→ EXERCISE TASK: Pull every "React" line out of the data below.

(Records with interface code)
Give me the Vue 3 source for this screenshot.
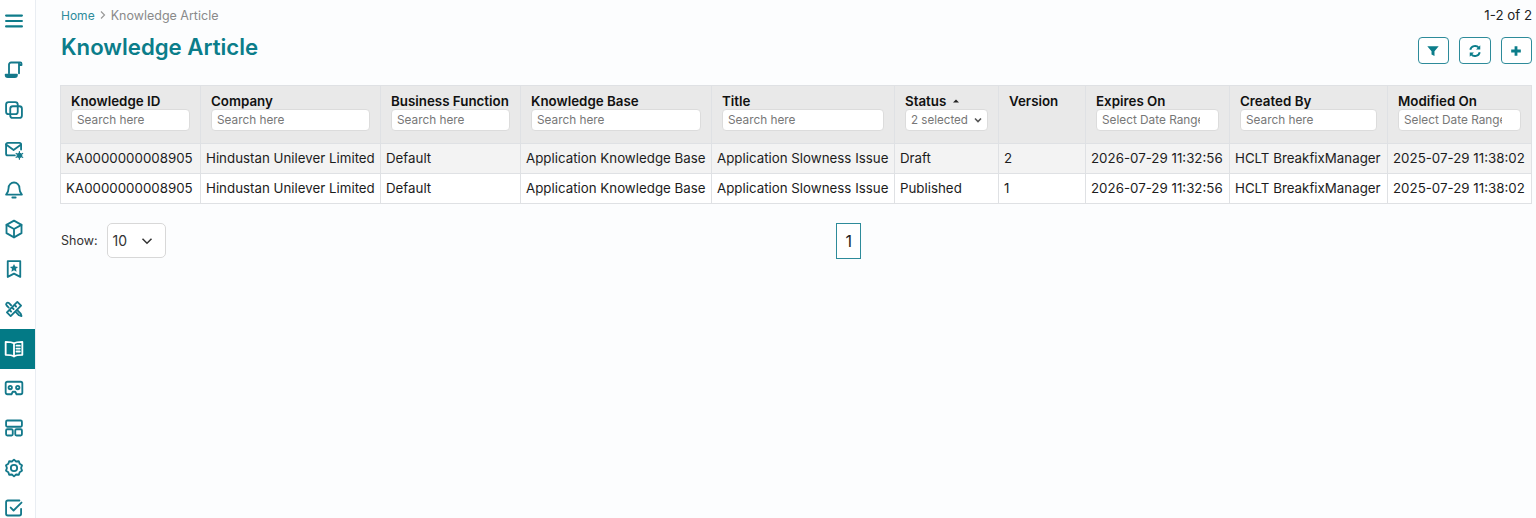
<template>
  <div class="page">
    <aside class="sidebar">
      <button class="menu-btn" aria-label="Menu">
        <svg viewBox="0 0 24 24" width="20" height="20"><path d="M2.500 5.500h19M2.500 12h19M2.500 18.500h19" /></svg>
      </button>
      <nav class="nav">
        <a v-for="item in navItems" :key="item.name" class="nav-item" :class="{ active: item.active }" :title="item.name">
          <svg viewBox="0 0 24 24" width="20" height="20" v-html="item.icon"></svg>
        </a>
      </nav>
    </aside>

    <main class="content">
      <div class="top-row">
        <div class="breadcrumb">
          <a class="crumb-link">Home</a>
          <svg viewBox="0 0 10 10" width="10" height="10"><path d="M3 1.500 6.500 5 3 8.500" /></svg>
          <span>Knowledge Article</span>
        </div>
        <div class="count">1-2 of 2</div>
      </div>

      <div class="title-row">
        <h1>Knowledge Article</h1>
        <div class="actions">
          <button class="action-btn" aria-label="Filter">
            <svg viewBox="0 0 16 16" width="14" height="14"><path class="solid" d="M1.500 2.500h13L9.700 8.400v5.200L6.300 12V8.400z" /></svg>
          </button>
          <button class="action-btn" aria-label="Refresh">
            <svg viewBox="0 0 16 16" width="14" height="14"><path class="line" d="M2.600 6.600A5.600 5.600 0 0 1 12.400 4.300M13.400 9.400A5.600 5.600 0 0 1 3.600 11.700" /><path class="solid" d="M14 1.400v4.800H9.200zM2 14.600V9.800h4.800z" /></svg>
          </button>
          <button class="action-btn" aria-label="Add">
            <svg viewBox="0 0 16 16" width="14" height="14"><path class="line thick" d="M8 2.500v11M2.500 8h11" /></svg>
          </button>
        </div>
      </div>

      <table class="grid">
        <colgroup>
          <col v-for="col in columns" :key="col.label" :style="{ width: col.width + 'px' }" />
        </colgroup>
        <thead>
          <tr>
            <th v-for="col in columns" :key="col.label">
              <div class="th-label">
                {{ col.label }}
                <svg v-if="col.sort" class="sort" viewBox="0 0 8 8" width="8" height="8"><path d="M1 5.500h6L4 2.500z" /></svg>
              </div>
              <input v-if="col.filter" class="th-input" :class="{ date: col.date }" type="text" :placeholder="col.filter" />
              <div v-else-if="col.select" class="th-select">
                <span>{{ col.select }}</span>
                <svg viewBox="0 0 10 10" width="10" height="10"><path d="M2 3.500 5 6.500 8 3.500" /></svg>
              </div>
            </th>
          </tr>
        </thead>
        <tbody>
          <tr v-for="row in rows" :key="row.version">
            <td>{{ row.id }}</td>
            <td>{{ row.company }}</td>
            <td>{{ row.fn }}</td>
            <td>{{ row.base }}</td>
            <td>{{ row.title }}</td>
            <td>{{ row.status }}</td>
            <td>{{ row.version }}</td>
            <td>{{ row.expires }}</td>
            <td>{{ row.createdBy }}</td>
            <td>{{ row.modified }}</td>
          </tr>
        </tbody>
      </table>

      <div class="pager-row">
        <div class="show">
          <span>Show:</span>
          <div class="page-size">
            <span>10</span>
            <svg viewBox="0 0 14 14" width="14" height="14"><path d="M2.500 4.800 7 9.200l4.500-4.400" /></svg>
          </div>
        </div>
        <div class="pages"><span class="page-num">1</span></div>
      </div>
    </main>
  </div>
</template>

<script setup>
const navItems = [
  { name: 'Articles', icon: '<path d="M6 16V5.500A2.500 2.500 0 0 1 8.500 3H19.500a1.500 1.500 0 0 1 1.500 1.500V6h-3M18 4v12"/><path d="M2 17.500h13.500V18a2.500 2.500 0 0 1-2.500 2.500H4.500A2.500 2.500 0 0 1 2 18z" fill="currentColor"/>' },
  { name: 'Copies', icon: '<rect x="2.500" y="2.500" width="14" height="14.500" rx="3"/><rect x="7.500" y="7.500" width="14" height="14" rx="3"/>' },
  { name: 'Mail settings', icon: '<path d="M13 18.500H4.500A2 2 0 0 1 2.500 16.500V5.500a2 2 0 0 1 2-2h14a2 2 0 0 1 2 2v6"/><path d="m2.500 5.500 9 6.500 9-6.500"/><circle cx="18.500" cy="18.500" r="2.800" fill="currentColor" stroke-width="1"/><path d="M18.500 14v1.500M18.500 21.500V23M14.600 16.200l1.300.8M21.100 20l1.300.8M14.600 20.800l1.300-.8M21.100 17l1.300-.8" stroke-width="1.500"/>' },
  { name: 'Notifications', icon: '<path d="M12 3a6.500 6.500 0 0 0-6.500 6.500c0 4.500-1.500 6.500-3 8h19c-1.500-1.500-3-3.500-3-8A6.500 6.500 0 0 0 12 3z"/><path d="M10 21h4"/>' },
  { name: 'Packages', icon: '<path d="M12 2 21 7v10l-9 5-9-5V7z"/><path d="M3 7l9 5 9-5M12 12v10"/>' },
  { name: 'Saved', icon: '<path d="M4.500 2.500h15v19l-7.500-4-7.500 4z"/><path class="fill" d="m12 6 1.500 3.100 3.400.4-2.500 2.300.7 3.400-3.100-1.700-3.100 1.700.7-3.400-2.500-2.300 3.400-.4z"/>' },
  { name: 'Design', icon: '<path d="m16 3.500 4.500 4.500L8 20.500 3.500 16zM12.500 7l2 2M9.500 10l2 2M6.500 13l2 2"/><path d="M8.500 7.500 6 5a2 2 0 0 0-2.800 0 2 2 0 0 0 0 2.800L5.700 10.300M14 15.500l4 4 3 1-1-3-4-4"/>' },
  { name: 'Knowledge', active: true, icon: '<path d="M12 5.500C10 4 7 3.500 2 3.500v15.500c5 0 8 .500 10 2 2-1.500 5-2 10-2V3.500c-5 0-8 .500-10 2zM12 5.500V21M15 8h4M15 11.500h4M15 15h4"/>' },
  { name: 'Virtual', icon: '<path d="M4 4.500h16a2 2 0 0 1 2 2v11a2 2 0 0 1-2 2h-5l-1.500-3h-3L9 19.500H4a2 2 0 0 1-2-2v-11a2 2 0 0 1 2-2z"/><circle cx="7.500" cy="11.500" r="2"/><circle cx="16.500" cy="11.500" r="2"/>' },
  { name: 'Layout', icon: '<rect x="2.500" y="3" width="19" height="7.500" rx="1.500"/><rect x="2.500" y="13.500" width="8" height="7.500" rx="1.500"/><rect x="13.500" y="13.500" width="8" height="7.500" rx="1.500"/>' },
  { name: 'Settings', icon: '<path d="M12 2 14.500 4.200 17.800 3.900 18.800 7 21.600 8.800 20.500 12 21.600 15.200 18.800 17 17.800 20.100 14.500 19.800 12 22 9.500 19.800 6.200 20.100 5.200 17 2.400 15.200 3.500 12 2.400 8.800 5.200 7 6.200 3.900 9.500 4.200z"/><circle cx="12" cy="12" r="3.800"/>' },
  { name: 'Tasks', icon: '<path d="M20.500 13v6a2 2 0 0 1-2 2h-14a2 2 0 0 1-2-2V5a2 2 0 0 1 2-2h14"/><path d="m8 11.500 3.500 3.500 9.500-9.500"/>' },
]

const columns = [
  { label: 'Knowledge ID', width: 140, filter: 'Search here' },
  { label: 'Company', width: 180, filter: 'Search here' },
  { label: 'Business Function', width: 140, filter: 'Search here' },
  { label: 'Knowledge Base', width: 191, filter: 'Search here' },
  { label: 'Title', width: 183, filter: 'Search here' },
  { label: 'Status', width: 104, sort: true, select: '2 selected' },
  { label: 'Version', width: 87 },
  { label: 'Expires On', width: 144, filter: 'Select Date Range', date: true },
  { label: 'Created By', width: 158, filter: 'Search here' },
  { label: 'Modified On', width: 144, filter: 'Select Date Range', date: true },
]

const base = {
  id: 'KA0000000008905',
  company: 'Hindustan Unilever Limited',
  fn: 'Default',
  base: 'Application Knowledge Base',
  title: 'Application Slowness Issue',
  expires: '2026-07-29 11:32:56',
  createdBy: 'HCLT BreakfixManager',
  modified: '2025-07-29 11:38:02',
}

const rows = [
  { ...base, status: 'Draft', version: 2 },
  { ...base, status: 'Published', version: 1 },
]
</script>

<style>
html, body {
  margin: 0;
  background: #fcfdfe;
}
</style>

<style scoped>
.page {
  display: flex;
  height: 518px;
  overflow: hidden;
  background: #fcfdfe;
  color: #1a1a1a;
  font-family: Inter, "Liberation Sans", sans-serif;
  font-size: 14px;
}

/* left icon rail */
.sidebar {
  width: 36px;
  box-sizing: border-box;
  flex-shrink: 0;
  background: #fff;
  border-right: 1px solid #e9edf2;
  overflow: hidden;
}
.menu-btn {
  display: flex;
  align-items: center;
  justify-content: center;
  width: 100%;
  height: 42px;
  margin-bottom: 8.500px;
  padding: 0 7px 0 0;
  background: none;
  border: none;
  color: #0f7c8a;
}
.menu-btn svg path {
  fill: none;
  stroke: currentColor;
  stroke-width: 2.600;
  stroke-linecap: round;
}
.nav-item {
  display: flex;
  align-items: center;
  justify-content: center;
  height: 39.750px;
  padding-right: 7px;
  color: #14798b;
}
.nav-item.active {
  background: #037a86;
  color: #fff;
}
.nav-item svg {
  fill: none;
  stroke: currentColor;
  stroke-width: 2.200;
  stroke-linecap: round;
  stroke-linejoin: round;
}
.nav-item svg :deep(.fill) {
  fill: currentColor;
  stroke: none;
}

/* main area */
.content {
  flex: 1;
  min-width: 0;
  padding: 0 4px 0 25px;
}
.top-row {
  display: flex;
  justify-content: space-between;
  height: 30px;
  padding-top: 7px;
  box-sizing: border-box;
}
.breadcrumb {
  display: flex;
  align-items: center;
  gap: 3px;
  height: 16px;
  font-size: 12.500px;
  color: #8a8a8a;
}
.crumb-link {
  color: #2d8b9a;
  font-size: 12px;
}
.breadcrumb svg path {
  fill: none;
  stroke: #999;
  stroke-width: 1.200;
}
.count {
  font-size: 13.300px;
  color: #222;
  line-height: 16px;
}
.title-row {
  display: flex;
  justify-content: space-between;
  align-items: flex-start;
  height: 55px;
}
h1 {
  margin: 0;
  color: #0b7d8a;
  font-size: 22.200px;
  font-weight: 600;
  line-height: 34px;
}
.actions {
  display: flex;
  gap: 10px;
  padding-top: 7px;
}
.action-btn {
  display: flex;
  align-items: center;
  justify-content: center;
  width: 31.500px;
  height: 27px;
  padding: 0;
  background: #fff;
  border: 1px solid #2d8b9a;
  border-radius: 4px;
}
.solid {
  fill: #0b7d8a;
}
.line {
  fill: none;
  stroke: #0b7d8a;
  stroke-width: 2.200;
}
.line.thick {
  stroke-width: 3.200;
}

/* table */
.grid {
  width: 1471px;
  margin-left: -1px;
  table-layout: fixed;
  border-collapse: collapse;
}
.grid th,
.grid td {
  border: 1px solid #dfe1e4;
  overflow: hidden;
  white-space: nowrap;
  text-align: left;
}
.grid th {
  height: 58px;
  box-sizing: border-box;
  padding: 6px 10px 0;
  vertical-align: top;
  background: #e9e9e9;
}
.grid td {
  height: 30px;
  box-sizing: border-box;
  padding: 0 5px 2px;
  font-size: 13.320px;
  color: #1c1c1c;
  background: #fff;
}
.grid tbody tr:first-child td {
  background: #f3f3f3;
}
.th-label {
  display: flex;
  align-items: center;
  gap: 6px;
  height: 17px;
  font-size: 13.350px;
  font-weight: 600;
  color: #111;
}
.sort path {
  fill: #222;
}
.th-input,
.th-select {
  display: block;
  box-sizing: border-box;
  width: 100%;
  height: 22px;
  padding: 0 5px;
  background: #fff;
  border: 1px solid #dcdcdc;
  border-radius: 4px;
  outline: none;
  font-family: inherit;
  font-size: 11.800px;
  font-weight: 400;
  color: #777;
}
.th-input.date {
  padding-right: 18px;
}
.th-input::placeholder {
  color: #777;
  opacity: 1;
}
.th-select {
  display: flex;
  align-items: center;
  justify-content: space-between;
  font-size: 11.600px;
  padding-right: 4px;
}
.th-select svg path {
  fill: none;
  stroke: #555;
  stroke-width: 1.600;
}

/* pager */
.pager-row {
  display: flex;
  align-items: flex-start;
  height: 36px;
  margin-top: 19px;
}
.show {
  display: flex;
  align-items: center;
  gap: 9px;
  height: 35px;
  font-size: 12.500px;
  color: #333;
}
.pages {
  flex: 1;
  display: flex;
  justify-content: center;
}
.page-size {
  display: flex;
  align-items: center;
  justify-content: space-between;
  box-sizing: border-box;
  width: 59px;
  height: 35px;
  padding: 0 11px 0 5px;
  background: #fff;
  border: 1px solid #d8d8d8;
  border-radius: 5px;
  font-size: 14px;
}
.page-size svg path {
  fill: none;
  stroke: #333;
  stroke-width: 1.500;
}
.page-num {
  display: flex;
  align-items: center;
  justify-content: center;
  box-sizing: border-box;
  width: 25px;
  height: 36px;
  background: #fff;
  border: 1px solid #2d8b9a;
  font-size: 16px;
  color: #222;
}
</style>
==
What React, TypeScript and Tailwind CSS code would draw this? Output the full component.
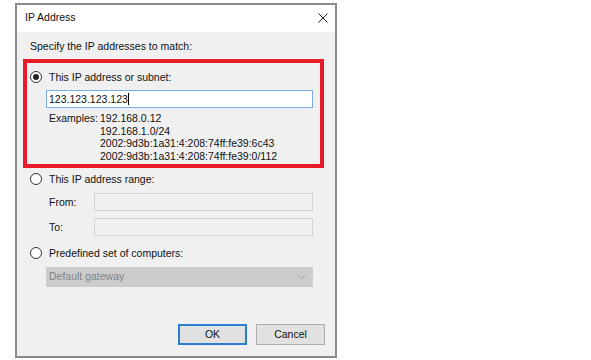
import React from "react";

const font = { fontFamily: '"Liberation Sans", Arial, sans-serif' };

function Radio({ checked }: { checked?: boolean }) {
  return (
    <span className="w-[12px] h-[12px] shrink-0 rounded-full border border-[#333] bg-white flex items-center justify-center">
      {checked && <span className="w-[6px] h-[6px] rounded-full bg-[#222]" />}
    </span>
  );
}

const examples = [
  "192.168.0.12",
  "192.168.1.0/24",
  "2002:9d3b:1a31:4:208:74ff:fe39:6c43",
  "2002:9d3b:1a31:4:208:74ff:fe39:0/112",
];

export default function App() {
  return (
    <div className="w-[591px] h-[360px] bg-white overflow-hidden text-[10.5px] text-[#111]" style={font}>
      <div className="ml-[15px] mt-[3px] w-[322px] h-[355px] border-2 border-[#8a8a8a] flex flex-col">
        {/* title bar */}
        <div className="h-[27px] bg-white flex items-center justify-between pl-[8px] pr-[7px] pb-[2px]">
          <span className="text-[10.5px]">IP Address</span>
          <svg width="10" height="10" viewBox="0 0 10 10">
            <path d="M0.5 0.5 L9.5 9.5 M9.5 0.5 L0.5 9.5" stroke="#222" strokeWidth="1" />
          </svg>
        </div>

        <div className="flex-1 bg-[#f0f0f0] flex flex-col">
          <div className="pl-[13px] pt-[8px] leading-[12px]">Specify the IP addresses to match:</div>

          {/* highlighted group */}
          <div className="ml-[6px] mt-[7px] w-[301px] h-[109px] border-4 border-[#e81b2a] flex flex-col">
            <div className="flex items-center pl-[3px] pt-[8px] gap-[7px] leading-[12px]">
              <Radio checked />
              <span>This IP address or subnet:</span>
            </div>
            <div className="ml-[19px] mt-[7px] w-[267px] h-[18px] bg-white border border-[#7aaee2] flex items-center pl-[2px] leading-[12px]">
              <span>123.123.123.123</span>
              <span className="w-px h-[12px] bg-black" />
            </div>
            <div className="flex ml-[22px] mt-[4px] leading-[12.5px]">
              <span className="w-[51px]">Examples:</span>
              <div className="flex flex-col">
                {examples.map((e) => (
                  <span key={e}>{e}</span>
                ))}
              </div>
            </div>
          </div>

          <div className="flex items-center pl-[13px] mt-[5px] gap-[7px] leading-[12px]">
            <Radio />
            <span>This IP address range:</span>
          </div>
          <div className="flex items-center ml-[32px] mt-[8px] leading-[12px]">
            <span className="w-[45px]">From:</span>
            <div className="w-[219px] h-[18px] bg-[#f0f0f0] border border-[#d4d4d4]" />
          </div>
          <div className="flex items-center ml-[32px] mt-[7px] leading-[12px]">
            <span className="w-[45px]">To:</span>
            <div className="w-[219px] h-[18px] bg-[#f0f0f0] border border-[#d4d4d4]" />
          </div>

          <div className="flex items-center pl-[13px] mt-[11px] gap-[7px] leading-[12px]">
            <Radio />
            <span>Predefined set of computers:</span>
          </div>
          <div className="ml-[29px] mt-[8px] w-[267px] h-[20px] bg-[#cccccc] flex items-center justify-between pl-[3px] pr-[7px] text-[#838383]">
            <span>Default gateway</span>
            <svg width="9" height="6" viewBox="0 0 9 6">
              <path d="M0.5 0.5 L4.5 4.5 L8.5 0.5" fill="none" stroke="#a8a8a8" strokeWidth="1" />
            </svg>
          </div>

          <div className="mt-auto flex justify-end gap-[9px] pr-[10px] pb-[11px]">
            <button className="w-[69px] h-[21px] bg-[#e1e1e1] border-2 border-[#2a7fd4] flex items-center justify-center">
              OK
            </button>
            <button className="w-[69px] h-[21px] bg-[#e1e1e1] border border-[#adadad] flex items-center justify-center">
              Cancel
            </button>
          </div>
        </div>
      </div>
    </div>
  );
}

→ SOLUTION FOR THIS TASK:
What React, TypeScript and Tailwind CSS code would draw this? Output the full component.
import React from "react";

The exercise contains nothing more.